Cheers, and keep the notes coming! [cheers.gif]

Warren

Thank you for you comments, everyone! It’s nice to know that people feel my teaching worth a read.

Warren, can I add the quality comment ‘shitting f*ck’ to this wine? It rather was the cat’s arse and precisely why we drink Burgundy. Couple of cases of that to last the rest of my life and I’d be chuffed as ninepence!

[thumbs-up.gif] [good.gif]

Good morning again, chaps,

The partner just added, “A really fine wine should make you you think about things, should make you feel things. This wine very definitely achieved those lofty characteristics,” clever taster, the partner…

I’m getting goosebumps just thinking about it now. It was such a freaking quintuple-A bottle.

I’m perturbed by the talk of process going up.

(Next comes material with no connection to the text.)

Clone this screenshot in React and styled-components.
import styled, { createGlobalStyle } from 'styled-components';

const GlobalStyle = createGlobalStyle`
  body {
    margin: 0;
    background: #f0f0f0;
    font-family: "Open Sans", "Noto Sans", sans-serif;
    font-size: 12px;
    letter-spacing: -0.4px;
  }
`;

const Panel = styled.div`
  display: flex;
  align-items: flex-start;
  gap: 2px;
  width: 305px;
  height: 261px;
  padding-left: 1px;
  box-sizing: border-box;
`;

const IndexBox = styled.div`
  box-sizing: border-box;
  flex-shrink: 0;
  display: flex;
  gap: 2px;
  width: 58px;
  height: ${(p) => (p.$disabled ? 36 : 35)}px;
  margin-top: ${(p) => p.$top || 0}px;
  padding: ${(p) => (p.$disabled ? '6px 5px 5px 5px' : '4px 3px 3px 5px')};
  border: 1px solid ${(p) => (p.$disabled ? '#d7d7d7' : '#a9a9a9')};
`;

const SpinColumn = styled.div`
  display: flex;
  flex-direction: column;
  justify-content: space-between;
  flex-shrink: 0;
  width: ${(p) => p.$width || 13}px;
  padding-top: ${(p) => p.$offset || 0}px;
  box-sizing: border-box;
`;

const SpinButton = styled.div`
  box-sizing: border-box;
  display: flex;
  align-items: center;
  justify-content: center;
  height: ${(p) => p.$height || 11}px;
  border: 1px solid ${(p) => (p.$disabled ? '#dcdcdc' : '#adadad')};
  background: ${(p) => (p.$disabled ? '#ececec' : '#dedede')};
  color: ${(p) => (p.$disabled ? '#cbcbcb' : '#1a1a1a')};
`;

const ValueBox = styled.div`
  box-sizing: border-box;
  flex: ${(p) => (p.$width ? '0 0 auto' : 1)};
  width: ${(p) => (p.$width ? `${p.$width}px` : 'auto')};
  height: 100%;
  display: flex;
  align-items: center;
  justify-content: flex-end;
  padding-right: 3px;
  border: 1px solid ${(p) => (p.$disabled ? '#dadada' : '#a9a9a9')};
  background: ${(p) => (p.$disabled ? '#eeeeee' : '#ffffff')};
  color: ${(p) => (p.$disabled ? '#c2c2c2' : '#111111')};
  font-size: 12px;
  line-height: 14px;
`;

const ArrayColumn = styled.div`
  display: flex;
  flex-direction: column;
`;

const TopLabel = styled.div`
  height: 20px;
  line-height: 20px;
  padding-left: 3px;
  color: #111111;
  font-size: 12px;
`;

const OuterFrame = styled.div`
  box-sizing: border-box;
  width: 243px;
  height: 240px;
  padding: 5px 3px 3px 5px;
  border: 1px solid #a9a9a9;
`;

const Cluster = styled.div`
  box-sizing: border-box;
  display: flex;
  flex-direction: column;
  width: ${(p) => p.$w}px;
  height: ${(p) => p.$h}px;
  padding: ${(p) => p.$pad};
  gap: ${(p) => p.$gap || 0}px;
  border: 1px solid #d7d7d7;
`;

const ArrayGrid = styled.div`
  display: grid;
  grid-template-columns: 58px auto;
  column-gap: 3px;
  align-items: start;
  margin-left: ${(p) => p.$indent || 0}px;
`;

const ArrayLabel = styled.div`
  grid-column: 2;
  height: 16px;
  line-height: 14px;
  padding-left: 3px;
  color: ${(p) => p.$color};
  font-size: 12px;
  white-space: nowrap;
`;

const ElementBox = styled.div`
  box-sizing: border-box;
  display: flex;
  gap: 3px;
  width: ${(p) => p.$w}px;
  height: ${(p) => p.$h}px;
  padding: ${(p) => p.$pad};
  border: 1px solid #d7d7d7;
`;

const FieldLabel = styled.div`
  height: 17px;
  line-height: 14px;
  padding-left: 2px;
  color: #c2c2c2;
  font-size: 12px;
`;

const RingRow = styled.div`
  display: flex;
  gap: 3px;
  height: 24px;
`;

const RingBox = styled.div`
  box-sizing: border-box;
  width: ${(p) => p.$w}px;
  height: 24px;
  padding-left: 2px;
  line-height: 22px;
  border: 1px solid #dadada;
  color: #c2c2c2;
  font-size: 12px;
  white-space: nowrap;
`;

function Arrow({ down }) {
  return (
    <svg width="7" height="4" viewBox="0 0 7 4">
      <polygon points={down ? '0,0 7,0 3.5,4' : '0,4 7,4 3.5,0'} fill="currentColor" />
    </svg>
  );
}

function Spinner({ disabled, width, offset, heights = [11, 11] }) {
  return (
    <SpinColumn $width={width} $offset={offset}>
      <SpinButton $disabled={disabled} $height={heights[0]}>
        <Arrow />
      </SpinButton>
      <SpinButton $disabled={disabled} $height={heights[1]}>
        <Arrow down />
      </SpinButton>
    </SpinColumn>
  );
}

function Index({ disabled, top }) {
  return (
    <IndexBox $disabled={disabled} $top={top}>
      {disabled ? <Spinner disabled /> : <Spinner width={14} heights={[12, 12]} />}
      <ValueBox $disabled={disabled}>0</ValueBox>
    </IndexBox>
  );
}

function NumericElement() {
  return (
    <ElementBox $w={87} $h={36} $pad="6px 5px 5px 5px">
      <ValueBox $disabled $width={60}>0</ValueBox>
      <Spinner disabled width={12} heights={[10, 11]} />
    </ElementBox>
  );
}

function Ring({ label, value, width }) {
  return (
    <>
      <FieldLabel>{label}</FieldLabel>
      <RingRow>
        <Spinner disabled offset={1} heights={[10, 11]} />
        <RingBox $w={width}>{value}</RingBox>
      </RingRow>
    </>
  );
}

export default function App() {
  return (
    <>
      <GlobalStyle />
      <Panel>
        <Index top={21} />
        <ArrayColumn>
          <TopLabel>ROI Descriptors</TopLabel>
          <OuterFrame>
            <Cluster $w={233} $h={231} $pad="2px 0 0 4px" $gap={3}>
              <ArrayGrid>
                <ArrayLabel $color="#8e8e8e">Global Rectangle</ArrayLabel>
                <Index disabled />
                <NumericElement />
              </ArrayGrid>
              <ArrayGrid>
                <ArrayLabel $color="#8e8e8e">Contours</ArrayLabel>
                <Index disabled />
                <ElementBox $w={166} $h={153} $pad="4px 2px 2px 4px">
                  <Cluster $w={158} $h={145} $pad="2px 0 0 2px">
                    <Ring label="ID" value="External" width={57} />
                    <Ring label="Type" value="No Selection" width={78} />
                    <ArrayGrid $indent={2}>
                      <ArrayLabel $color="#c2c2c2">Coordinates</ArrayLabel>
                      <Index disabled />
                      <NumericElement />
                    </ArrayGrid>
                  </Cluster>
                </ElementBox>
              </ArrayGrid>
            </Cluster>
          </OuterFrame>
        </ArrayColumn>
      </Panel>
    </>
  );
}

This was one of the producers I could afford more regularly. After the appalling hail on the Côte this summer, general prices are going to sky rocket. Buy the 14s whilst you can still afford Burgundy!

Cheers,
D.

I would squeeze my rude bits if I had half your talent for writing tasting notes Davy. Well done, mate.

Huh. Has the winemaking improved? Last year, I opened a bottle of 95 Ruchottes that I found so boring it ended up in coq au vin.

^ Yes.

Brilliant! From you and Dani! A wine of meditation.

Thank you for reading, everyone, and thank you for taking the time to comment.

A. So, I’ve had remarkably few of his Grand Crus as, so the rumour goes, they are largely made from bought in grapes and the quality is not so high. I’ve never been disappointed by his 1er Cru wines, though.